RECORDS SHOWN
★ ★ ★ ★ ★
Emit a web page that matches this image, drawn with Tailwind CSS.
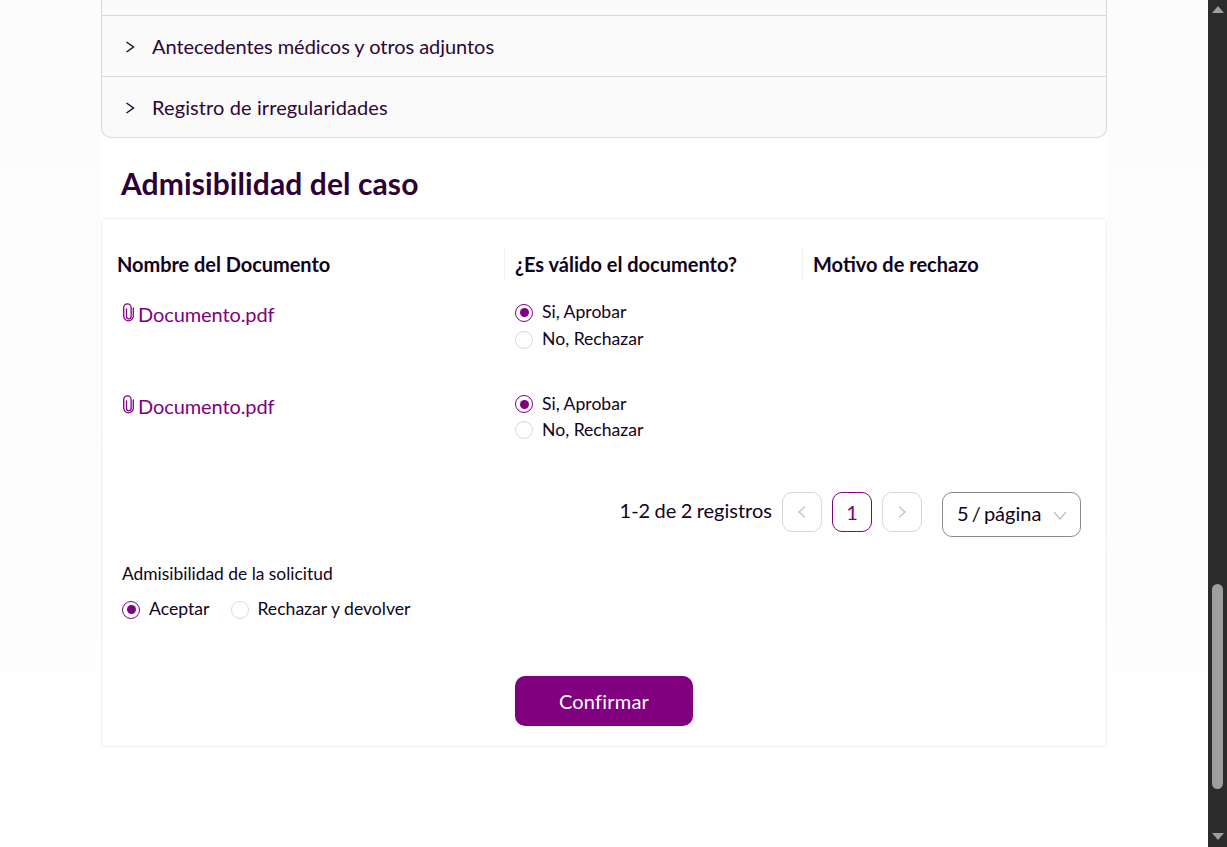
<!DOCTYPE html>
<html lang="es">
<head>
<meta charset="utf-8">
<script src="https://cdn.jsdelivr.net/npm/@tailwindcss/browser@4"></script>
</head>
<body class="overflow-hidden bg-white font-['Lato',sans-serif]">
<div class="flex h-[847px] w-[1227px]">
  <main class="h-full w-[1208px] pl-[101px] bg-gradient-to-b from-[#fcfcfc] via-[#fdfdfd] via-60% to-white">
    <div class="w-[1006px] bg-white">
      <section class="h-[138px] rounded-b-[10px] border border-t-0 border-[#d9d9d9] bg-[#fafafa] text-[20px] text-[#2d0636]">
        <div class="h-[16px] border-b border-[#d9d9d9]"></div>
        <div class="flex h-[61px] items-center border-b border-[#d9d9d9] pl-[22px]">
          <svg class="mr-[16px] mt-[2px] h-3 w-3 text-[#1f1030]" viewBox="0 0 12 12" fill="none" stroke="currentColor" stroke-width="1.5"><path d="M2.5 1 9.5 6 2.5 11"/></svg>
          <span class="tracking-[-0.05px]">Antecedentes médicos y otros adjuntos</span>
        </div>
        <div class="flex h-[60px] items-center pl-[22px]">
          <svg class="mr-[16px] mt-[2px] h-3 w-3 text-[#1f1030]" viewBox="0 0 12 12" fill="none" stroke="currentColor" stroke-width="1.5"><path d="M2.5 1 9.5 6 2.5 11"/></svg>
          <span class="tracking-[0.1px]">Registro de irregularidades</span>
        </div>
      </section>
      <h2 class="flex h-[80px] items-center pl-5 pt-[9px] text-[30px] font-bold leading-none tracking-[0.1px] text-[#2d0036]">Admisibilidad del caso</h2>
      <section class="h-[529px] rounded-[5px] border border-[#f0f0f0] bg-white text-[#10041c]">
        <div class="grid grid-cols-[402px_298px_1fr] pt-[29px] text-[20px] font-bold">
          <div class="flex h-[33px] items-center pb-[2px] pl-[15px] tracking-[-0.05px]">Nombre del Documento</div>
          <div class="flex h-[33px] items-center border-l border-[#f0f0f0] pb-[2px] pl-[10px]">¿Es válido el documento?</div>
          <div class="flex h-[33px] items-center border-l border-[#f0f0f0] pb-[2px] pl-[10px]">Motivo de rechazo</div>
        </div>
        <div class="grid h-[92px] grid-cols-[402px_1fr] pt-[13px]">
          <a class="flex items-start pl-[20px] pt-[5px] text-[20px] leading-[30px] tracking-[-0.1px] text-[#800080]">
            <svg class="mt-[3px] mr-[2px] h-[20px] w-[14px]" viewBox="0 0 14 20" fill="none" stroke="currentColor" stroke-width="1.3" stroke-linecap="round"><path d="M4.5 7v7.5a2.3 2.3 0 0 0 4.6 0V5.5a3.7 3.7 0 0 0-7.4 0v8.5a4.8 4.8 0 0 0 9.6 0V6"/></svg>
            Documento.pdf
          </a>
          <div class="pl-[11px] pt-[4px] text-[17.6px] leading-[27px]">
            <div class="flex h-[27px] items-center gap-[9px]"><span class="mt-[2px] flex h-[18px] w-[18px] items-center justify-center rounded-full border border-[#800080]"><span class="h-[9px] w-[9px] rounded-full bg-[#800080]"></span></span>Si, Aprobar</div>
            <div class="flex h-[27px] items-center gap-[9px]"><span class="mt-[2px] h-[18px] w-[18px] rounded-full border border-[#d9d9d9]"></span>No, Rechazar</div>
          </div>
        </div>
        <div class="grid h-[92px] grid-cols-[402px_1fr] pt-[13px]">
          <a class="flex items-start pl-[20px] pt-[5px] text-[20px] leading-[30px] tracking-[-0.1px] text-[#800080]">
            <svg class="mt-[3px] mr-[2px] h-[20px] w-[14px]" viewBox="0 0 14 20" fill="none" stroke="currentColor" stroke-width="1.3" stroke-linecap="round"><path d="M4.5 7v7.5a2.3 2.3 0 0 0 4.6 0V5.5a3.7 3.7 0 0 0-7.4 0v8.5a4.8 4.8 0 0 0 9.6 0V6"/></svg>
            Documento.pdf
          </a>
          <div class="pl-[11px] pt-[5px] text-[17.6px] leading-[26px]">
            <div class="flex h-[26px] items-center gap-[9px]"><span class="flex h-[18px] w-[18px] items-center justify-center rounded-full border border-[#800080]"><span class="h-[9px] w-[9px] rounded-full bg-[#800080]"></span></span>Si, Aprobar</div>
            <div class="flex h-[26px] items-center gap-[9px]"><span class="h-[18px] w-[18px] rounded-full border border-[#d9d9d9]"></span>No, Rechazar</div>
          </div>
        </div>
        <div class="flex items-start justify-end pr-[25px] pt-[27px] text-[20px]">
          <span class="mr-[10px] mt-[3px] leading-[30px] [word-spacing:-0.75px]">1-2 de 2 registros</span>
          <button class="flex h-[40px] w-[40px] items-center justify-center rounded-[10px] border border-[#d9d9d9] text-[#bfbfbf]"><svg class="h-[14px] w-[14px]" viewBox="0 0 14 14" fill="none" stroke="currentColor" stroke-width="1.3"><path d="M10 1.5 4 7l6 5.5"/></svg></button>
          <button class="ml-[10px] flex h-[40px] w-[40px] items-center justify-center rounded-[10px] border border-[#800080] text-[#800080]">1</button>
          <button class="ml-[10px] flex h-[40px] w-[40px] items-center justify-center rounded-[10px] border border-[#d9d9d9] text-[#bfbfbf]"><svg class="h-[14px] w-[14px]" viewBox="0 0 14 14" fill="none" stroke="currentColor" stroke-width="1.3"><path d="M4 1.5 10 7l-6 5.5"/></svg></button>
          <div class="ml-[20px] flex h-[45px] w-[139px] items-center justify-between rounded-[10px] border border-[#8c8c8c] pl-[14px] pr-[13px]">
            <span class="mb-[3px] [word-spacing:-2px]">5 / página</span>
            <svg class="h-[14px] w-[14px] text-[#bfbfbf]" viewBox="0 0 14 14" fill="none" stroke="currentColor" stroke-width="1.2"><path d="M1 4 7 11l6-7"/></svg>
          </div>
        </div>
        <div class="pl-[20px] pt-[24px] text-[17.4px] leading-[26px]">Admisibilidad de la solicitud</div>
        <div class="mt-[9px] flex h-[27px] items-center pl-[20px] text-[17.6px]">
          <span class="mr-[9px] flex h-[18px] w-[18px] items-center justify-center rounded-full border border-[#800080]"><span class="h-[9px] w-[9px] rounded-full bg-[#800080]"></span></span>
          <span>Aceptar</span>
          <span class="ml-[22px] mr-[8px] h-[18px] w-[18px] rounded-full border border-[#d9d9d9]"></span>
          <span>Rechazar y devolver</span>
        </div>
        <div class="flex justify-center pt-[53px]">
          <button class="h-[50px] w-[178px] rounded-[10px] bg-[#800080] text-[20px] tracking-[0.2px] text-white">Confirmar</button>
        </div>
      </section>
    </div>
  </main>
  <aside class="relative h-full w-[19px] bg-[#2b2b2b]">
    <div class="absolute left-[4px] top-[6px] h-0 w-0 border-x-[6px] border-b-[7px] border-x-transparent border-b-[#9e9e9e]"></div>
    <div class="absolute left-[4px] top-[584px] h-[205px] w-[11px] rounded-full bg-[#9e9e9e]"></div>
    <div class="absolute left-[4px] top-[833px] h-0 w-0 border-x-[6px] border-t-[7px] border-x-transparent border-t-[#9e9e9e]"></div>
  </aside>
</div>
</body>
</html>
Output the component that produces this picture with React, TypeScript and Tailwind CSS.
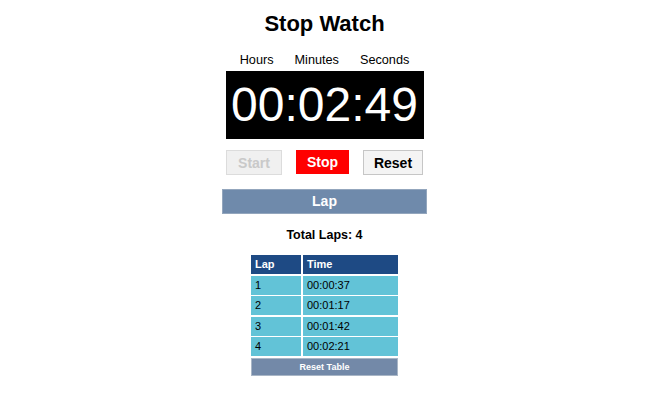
★ ★ ★ ★ ★
SHORT TASK
Write out the records above once more, word for word, with no pictures.

TASK RESULT
Emit a web page that matches this image, drawn with Tailwind CSS.
<!DOCTYPE html>
<html lang="es">
<head>
<meta charset="utf-8">
<script src="https://cdn.jsdelivr.net/npm/@tailwindcss/browser@4"></script>
</head>
<body class="overflow-hidden bg-white font-['Lato',sans-serif]">
<div class="flex h-[847px] w-[1227px]">
  <main class="h-full w-[1208px] pl-[101px] bg-gradient-to-b from-[#fcfcfc] via-[#fdfdfd] via-60% to-white">
    <div class="w-[1006px] bg-white">
      <section class="h-[138px] rounded-b-[10px] border border-t-0 border-[#d9d9d9] bg-[#fafafa] text-[20px] text-[#2d0636]">
        <div class="h-[16px] border-b border-[#d9d9d9]"></div>
        <div class="flex h-[61px] items-center border-b border-[#d9d9d9] pl-[22px]">
          <svg class="mr-[16px] mt-[2px] h-3 w-3 text-[#1f1030]" viewBox="0 0 12 12" fill="none" stroke="currentColor" stroke-width="1.5"><path d="M2.5 1 9.5 6 2.5 11"/></svg>
          <span class="tracking-[-0.05px]">Antecedentes médicos y otros adjuntos</span>
        </div>
        <div class="flex h-[60px] items-center pl-[22px]">
          <svg class="mr-[16px] mt-[2px] h-3 w-3 text-[#1f1030]" viewBox="0 0 12 12" fill="none" stroke="currentColor" stroke-width="1.5"><path d="M2.5 1 9.5 6 2.5 11"/></svg>
          <span class="tracking-[0.1px]">Registro de irregularidades</span>
        </div>
      </section>
      <h2 class="flex h-[80px] items-center pl-5 pt-[9px] text-[30px] font-bold leading-none tracking-[0.1px] text-[#2d0036]">Admisibilidad del caso</h2>
      <section class="h-[529px] rounded-[5px] border border-[#f0f0f0] bg-white text-[#10041c]">
        <div class="grid grid-cols-[402px_298px_1fr] pt-[29px] text-[20px] font-bold">
          <div class="flex h-[33px] items-center pb-[2px] pl-[15px] tracking-[-0.05px]">Nombre del Documento</div>
          <div class="flex h-[33px] items-center border-l border-[#f0f0f0] pb-[2px] pl-[10px]">¿Es válido el documento?</div>
          <div class="flex h-[33px] items-center border-l border-[#f0f0f0] pb-[2px] pl-[10px]">Motivo de rechazo</div>
        </div>
        <div class="grid h-[92px] grid-cols-[402px_1fr] pt-[13px]">
          <a class="flex items-start pl-[20px] pt-[5px] text-[20px] leading-[30px] tracking-[-0.1px] text-[#800080]">
            <svg class="mt-[3px] mr-[2px] h-[20px] w-[14px]" viewBox="0 0 14 20" fill="none" stroke="currentColor" stroke-width="1.3" stroke-linecap="round"><path d="M4.5 7v7.5a2.3 2.3 0 0 0 4.6 0V5.5a3.7 3.7 0 0 0-7.4 0v8.5a4.8 4.8 0 0 0 9.6 0V6"/></svg>
            Documento.pdf
          </a>
          <div class="pl-[11px] pt-[4px] text-[17.6px] leading-[27px]">
            <div class="flex h-[27px] items-center gap-[9px]"><span class="mt-[2px] flex h-[18px] w-[18px] items-center justify-center rounded-full border border-[#800080]"><span class="h-[9px] w-[9px] rounded-full bg-[#800080]"></span></span>Si, Aprobar</div>
            <div class="flex h-[27px] items-center gap-[9px]"><span class="mt-[2px] h-[18px] w-[18px] rounded-full border border-[#d9d9d9]"></span>No, Rechazar</div>
          </div>
        </div>
        <div class="grid h-[92px] grid-cols-[402px_1fr] pt-[13px]">
          <a class="flex items-start pl-[20px] pt-[5px] text-[20px] leading-[30px] tracking-[-0.1px] text-[#800080]">
            <svg class="mt-[3px] mr-[2px] h-[20px] w-[14px]" viewBox="0 0 14 20" fill="none" stroke="currentColor" stroke-width="1.3" stroke-linecap="round"><path d="M4.5 7v7.5a2.3 2.3 0 0 0 4.6 0V5.5a3.7 3.7 0 0 0-7.4 0v8.5a4.8 4.8 0 0 0 9.6 0V6"/></svg>
            Documento.pdf
          </a>
          <div class="pl-[11px] pt-[5px] text-[17.6px] leading-[26px]">
            <div class="flex h-[26px] items-center gap-[9px]"><span class="flex h-[18px] w-[18px] items-center justify-center rounded-full border border-[#800080]"><span class="h-[9px] w-[9px] rounded-full bg-[#800080]"></span></span>Si, Aprobar</div>
            <div class="flex h-[26px] items-center gap-[9px]"><span class="h-[18px] w-[18px] rounded-full border border-[#d9d9d9]"></span>No, Rechazar</div>
          </div>
        </div>
        <div class="flex items-start justify-end pr-[25px] pt-[27px] text-[20px]">
          <span class="mr-[10px] mt-[3px] leading-[30px] [word-spacing:-0.75px]">1-2 de 2 registros</span>
          <button class="flex h-[40px] w-[40px] items-center justify-center rounded-[10px] border border-[#d9d9d9] text-[#bfbfbf]"><svg class="h-[14px] w-[14px]" viewBox="0 0 14 14" fill="none" stroke="currentColor" stroke-width="1.3"><path d="M10 1.5 4 7l6 5.5"/></svg></button>
          <button class="ml-[10px] flex h-[40px] w-[40px] items-center justify-center rounded-[10px] border border-[#800080] text-[#800080]">1</button>
          <button class="ml-[10px] flex h-[40px] w-[40px] items-center justify-center rounded-[10px] border border-[#d9d9d9] text-[#bfbfbf]"><svg class="h-[14px] w-[14px]" viewBox="0 0 14 14" fill="none" stroke="currentColor" stroke-width="1.3"><path d="M4 1.5 10 7l-6 5.5"/></svg></button>
          <div class="ml-[20px] flex h-[45px] w-[139px] items-center justify-between rounded-[10px] border border-[#8c8c8c] pl-[14px] pr-[13px]">
            <span class="mb-[3px] [word-spacing:-2px]">5 / página</span>
            <svg class="h-[14px] w-[14px] text-[#bfbfbf]" viewBox="0 0 14 14" fill="none" stroke="currentColor" stroke-width="1.2"><path d="M1 4 7 11l6-7"/></svg>
          </div>
        </div>
        <div class="pl-[20px] pt-[24px] text-[17.4px] leading-[26px]">Admisibilidad de la solicitud</div>
        <div class="mt-[9px] flex h-[27px] items-center pl-[20px] text-[17.6px]">
          <span class="mr-[9px] flex h-[18px] w-[18px] items-center justify-center rounded-full border border-[#800080]"><span class="h-[9px] w-[9px] rounded-full bg-[#800080]"></span></span>
          <span>Aceptar</span>
          <span class="ml-[22px] mr-[8px] h-[18px] w-[18px] rounded-full border border-[#d9d9d9]"></span>
          <span>Rechazar y devolver</span>
        </div>
        <div class="flex justify-center pt-[53px]">
          <button class="h-[50px] w-[178px] rounded-[10px] bg-[#800080] text-[20px] tracking-[0.2px] text-white">Confirmar</button>
        </div>
      </section>
    </div>
  </main>
  <aside class="relative h-full w-[19px] bg-[#2b2b2b]">
    <div class="absolute left-[4px] top-[6px] h-0 w-0 border-x-[6px] border-b-[7px] border-x-transparent border-b-[#9e9e9e]"></div>
    <div class="absolute left-[4px] top-[584px] h-[205px] w-[11px] rounded-full bg-[#9e9e9e]"></div>
    <div class="absolute left-[4px] top-[833px] h-0 w-0 border-x-[6px] border-t-[7px] border-x-transparent border-t-[#9e9e9e]"></div>
  </aside>
</div>
</body>
</html>
Output the component that produces this picture with React, TypeScript and Tailwind CSS.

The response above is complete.